Hearing an inspiring interview on BBC Radio 4’s Woman’s Hour with Emily Kenway in early May, I anticipated that her book, Who Cares, would approach care in a way that was rooted in the lived experience of giving it.
Sure enough, lived experience, hinted at in the opening paragraph of Cancelled, is conveyed viscerally in the opening thirteen pages of Kenway’s book. Here, she shares the pain, the stress, the exhaustion, the isolation, the tenderness, the love, the grief, and much more that she experienced in the years she spent as the main carer for her terminally-ill mother. And, she emphasises, if such experiences are not familiar to us we should be prepared that they could well become so at some time in our life.
“This was my past. If it hasn’t been yours yet, the odds are it’s coming. We are only ever temporarily well, temporarily able and temporarily young. Accident, illness and old age will be part of our lives at some point, in our own bodies and in those we love. It follows, then, that we should also expect to be caregivers.”
It is clear from the stories of caregivers who Kenway interviews that there is no set pattern to caregiving. The precise needs of people needing care differ, as do the circumstances of caregivers, their abilities to cope, and what does or would support them. Reading these accounts, it is clear that I was spared many of the difficulties that caregivers often endure. The start of my caring responsibilities coincided with a higher education crisis that encouraged my employer to offer a voluntary early retirement package. Not only was I able to access a pension that was at least adequate, I was given a temporary part time research project that could, thanks to the nascent internet and a dial-up modem, be done at home. So I rarely had to juggle job commitments with unpredictable care needs, and I didn’t need to navigate the care system, oversee outside carers, and cover for them when they didn’t turn up or when there was a short-term emergency that had to be responded to. Once a fortnight, our son would take over Angela’s care for a weekend, giving me a short break, and an opportunity to see to the more limited care needs of my elderly mother, who lived 100 miles away.

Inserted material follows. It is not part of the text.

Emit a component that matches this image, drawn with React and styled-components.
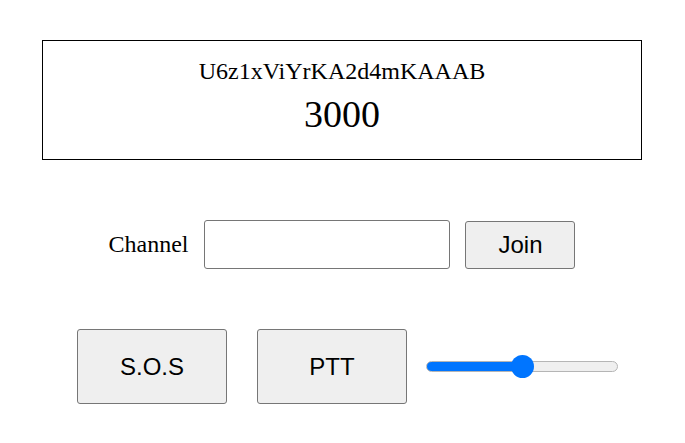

Most carers are not so fortunate (or privileged). They cannot afford to give up their paid job, but have to contend with employers whose sympathy for their situation is often minimal or non-existent.
“Our expectations of our working lives must change. Rather than the ideal of continuous presence, we need to normalise repeated absences of varying lengths as people deal with emergencies, illnesses and the increased needs of loved ones.”

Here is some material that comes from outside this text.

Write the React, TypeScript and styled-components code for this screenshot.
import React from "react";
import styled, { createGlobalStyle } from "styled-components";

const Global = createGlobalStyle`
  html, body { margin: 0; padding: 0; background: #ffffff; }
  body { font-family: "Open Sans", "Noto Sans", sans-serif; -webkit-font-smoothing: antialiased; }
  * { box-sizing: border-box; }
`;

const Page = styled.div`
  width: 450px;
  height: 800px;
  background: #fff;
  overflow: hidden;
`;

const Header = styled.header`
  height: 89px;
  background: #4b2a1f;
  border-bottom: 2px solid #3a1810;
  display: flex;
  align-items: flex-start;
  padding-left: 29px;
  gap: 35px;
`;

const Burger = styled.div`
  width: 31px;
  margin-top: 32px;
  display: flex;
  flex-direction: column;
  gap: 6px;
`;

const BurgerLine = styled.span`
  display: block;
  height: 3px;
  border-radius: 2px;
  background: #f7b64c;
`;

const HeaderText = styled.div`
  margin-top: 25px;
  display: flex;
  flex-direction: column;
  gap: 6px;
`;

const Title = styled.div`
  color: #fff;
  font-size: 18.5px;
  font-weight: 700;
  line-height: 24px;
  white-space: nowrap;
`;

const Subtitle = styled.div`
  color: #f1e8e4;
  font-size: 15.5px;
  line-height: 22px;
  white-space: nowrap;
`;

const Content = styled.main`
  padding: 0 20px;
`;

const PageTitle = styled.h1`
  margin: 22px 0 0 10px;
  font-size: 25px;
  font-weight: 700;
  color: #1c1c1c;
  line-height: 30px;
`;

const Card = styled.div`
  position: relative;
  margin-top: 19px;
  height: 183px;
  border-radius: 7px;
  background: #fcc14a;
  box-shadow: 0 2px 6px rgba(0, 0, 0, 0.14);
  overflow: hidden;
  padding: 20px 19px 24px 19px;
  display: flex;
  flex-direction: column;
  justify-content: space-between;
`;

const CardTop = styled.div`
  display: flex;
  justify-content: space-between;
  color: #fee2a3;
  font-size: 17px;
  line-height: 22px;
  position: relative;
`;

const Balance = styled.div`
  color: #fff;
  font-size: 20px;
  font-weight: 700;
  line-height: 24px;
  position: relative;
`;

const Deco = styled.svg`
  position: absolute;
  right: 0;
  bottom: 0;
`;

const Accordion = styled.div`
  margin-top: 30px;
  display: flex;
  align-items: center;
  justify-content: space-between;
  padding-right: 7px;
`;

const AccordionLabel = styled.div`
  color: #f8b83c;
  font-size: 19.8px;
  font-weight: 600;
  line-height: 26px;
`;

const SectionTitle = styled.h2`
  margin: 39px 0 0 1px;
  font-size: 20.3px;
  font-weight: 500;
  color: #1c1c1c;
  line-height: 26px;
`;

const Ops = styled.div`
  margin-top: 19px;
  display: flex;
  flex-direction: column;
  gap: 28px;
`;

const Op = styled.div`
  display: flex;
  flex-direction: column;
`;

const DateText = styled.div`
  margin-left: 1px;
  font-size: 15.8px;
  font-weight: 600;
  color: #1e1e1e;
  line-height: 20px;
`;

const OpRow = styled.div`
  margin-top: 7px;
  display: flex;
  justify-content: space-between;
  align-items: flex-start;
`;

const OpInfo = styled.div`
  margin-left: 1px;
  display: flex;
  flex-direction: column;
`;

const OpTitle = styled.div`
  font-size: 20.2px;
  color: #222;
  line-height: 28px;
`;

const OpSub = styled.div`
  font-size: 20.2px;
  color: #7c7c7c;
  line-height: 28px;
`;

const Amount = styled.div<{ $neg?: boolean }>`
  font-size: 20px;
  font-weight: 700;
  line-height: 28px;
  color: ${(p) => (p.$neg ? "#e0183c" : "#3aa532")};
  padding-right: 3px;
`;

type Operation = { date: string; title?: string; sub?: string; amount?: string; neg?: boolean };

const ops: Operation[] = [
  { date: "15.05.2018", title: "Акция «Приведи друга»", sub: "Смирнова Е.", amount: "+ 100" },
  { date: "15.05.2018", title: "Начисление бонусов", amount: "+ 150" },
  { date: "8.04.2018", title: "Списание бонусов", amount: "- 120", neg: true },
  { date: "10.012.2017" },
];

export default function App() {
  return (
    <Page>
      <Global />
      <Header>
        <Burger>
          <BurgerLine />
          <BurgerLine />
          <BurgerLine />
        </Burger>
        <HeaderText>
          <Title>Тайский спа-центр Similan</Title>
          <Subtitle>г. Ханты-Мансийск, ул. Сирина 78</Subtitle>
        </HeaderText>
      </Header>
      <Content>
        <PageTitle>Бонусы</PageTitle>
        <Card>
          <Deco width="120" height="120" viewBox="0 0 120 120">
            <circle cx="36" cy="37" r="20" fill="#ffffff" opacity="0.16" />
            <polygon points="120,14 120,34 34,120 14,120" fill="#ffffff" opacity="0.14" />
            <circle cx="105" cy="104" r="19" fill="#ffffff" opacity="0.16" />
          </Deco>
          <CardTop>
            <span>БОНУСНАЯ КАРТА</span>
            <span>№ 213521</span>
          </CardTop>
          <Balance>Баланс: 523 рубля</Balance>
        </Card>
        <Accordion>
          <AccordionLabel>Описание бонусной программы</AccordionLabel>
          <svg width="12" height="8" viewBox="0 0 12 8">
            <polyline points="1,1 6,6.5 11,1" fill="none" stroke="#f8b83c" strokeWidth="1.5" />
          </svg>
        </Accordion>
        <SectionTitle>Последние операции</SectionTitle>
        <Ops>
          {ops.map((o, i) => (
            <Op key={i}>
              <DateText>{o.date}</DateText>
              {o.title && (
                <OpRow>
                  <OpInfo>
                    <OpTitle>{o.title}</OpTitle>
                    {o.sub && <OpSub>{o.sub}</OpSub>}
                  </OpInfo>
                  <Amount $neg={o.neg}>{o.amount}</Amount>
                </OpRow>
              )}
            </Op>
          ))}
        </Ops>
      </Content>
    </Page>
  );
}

On the whole women are much more involved than men in caregiving. It’s not just that, as survey evidence confirms, more women than men are caregivers. The diversity of experience among Kenway’s interviewees suggests that why women and men give care, and the type of care they give, varies too. There are still widely-held expectations that if someone in a family has care needs, it is a female relative who should meet them. When men give care it seems to be mainly for a partner, out of love. When women give care, it is often for relatives, out of a sense of duty.
”When men are considered responsible for their elderly parents, this often manifests as financial responsibility rather than practical. It’s their wives - so, the daughters-in-law of the people who need care - who perform the actual caregiving itself.”

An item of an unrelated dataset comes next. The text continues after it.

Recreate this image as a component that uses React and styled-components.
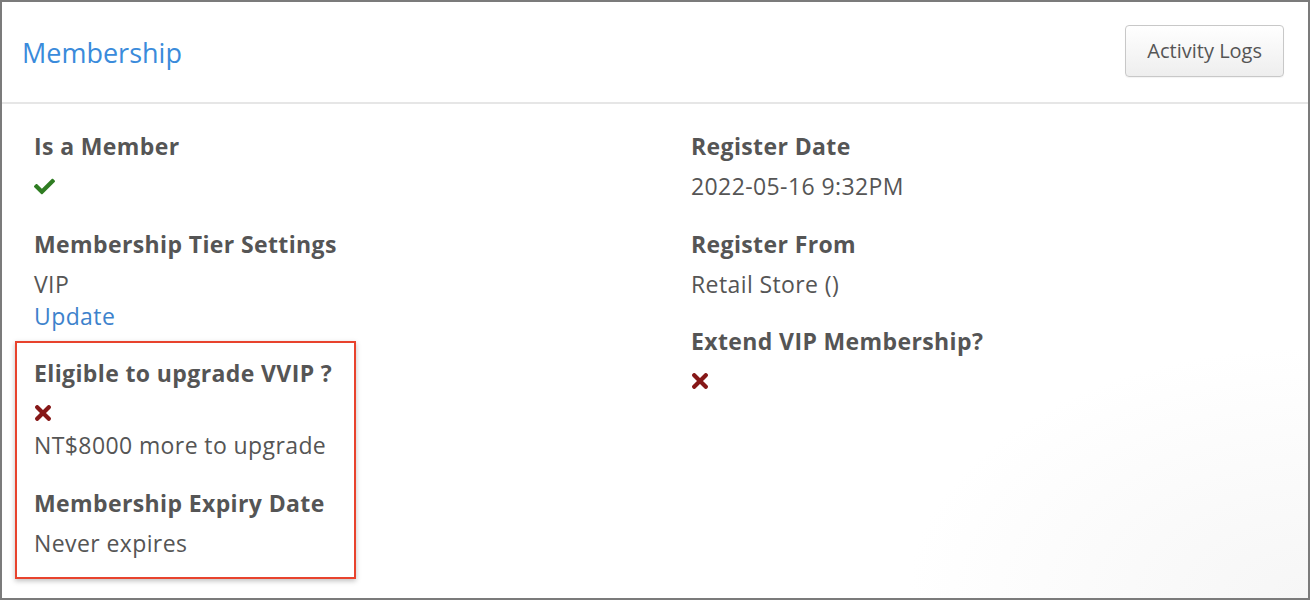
import React from "react";
import styled, { createGlobalStyle } from "styled-components";
import { FaCheck } from "react-icons/fa";

const Global = createGlobalStyle`
  html, body { margin: 0; padding: 0; background: #fff; }
  body { font-family: "Open Sans", "Liberation Sans", sans-serif; }
  * { box-sizing: border-box; }
`;

const Frame = styled.div`
  width: 1310px;
  height: 600px;
  border: 2px solid #7b7b7b;
  background: radial-gradient(ellipse 400px 250px at 100% 100%, #f6f6f6 0%, #ffffff 100%);
  overflow: hidden;
`;

const Header = styled.div`
  height: 102px;
  display: flex;
  align-items: center;
  justify-content: space-between;
  padding: 0 24px 0 20px;
  border-bottom: 2px solid #e6e6e6;
`;

const Title = styled.h2`
  margin: 0;
  font-size: 27px;
  font-weight: 400;
  color: #3a8bdb;
`;

const Button = styled.button`
  height: 52px;
  margin-bottom: 3px;
  padding: 0 21px;
  font-family: inherit;
  font-size: 20px;
  color: #555;
  background: linear-gradient(#ffffff, #eeeeee);
  border: 1px solid #c8c8c8;
  border-radius: 4px;
  box-shadow: 0 1px 1px rgba(0,0,0,0.05);
`;

const Body = styled.div`
  display: grid;
  grid-template-columns: 585px 585px;
  column-gap: 72px;
  padding: 26px 32px 0;
`;

const Column = styled.div`
  display: flex;
  flex-direction: column;
`;

const Field = styled.div`
  margin-bottom: ${(p) => p.$gap ?? 26}px;
  &:last-child { margin-bottom: 0; }
`;

const Label = styled.div`
  font-size: 23px;
  letter-spacing: 0.38px;
  font-weight: 700;
  line-height: 32px;
  color: #555;
  margin-bottom: 8px;
`;

const Value = styled.div`
  font-size: 23px;
  letter-spacing: 0.4px;
  line-height: 32px;
  color: #555;
`;

const Link = styled.a`
  display: block;
  font-size: 23px;
  letter-spacing: 0.4px;
  line-height: 32px;
  color: #3d82cc;
  text-decoration: none;
`;

const IconLine = styled.div`
  height: 32px;
  display: flex;
  align-items: center;
  color: ${(p) => (p.$ok ? "#2f7d22" : "#861818")};
  font-size: 21px;
  padding-left: ${(p) => (p.$ok ? "0" : "1px")};
`;

const Highlight = styled.div`
  margin: 0 0 0 -19px;
  width: 341px;
  padding: 14px 17px 18px;
  border: 2px solid #e8432d;
  box-shadow: 0 2px 5px rgba(0,0,0,0.25);
`;

const Cross = () => (
  <svg width="16" height="16" viewBox="0 0 16 16" aria-hidden="true">
    <path
      d="M2.2 2.2 L13.8 13.8 M13.8 2.2 L2.2 13.8"
      stroke="currentColor"
      strokeWidth="4.2"
      strokeLinecap="round"
      fill="none"
    />
  </svg>
);

export default function App() {
  return (
    <>
      <Global />
      <Frame>
        <Header>
          <Title>Membership</Title>
          <Button>Activity Logs</Button>
        </Header>
        <Body>
          <Column>
            <Field>
              <Label>Is a Member</Label>
              <IconLine $ok><FaCheck /></IconLine>
            </Field>
            <Field $gap={9}>
              <Label>Membership Tier Settings</Label>
              <Value>VIP</Value>
              <Link href="#">Update</Link>
            </Field>
            <Highlight>
              <Field>
                <Label>Eligible to upgrade VVIP ?</Label>
                <IconLine><Cross /></IconLine>
                <Value>NT$8000 more to upgrade</Value>
              </Field>
              <Field>
                <Label>Membership Expiry Date</Label>
                <Value>Never expires</Value>
              </Field>
            </Highlight>
          </Column>
          <Column>
            <Field>
              <Label>Register Date</Label>
              <Value>2022-05-16 9:32PM</Value>
            </Field>
            <Field $gap={25}>
              <Label>Register From</Label>
              <Value>Retail Store ()</Value>
            </Field>
            <Field>
              <Label>Extend VIP Membership?</Label>
              <IconLine><Cross /></IconLine>
            </Field>
          </Column>
        </Body>
      </Frame>
    </>
  );
}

Kenway describes a telling experience when she was able to arrange for other relatives and paid professionals to provide cover so she could take a break from her 24/7 care responsibilities. She went on a long distance walk, in the course of which she came across older men, also walking on their own. A couple of them told her that their wives couldn’t do the walk with them because they were caring for their mothers - not the women’s own mothers, but the husbands’ mothers.
Kenway makes a number of suggestions as to how the burden of caregiving could be eased. These include a caregiver’s income based on actual costs and needs, and what Kenway calls a ’commons of care’ - a network of individuals with whom care responsibilities can be shared. Above all, what is needed is a deeper acknowledgement of what all caregivers know - that we are not independent individuals, disconnected from each other.
“Solving the care crisis is not, at its root, about shifting money or inspecting the quality of care homes, though both those aspects matter too. It’s a question of dethroning the falsehood of the free individual and replacing it with a conception of self that’s embedded in relationships, whose autonomy is predicated on their support. We cannot expect to live a life entirely in pursuit of our own projects, but instead one that better resembles a duet between those ambitions and the requirements of love.”
Such an acknowledgement would require rethinking the relationships between men and women, and between paid work and personal care, taking into account the unpredictable bodily reality of caregiving, which won’t conform to scheduling routines needed by care agencies. We have, Kenway suggests, to recognise that caregiving is an essential, and increasingly important, human activity, which needs to be shared equitably - far removed from the 1950s model of men as providers and women as caregivers ”today we need to become provider-caregivers, humans who provide for their kin materially, probably by working, and also perform care.”
“Care remains hard,” Kenway acknowledges, “because love is hard. Care stays unpleasant at times, because bodies are unpleasant at times.“ At the same time, she suggests, caring for each other should be recognised as “a beautiful thing, a thing more important than anything else in the world.”
Both Emily Kenway and Nancy Folbre refer in their books to the work of political philosopher Nancy Fraser, who emphasises how although the current economic system depends on caregiving, it undermines care by starving it of resources.
”What is required, above all, is to overcome financialized capitalism’s rapacious subjugation of reproduction to production - but this time without sacrificing either emancipation or social protection. This in turn requires reinventing the production-distribution distinction and reimagining the gender order. It remains to be seen whether the result will be compatible with capitalism at all.”
(Nancy Fraser, Contradictions of Capital and Care, New Left Review Jul/Aug 2016)
Kenway’s vision of a society where caregiving is truly valued requires ending its subordination to private profit and male privilege. She doesn’t address the issue posed at the end of Fraser’s 2016 essay, though, leaving as an open question whether or not a caregiving economy can be achieved without dismantling capitalism (and patriarchy).